ENGAGEMENT ET COHÉRENCE

À la rentrée 1983, la démarche de discernement se poursuit sous une nouvelle forme mais toujours avec le même leitmotiv : “Ne pas me contenter de rêver une vie fraternelle mais l’expérimenter.” Il reprend contact avec un ami séminariste, Jean-Louis, de retour de coopération. “Nous nous sommes entendus pour vivre dans un vieux quartier de Bayonne. Nous avons trouvé un appartement et nous nous sommes organisés pour vivre, prier, prendre du temps de réflexion ensemble.” Jean-Louis devient animateur dans une radio libre bascophone.

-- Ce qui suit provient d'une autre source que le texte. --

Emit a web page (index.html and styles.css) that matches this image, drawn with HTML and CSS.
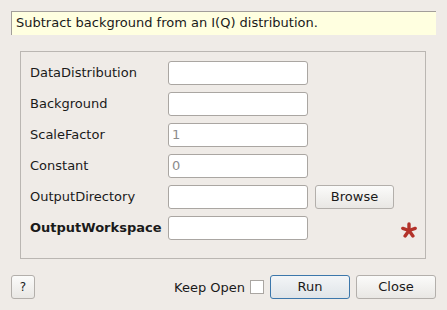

Notre frère trouve du travail en tant que stagiaire dans une maison à caractère social.
Au cours de cette année de colocation, les deux jeunes hommes se rapprochent des franciscains de Saint-Palais. “L’un d’entre eux s’était mis à travailler comme ouvrier agricole au service de petits paysans qui avaient besoin de main-d’œuvre. À travers notamment ce choix, je voyais des frères cohérents avec ce que l’Ordre franciscain venait de manifester à Salvador de Bahia.”
En effet, quelques mois plus tôt, en juin 1983, les frères réunis en Conseil plénier au Brésil, ont vécu un temps fort. Après avoir visité des favelas, ils décidèrent d’arrêter leurs travaux pour adresser un appel pressant à tous leurs frères afin qu’ils ouvrent les yeux sur les situations de misère qui les entouraient.
Cette fidélité à la radicalité proposée par François d’Assise à la suite du Christ rejoint notre jeune Batitte. Âgé de 23 ans, il décide de continuer à toquer à la porte des franciscains de la Province d’Aquitaine en compagnie de Jean-Louis et d’un autre Jean-Louis (Fr. Jean-Louis Galaup).
Entrés au noviciat, ces derniers “osent suggérer” de poursuivre leur cheminement en milieu populaire. Ce sera une cité HLM, à Pau. Fr. Batitte redit avoir été très marqué par la bienveillance et l’écoute des frères qui ont accepté ce déplacement de l’expérience du noviciat. “Pour moi, ce fut à nouveau, de la part des frères, un signe fort et concret qui m’a convaincu de tâcher de répondre de manière cohérente à l’appel de Dieu.”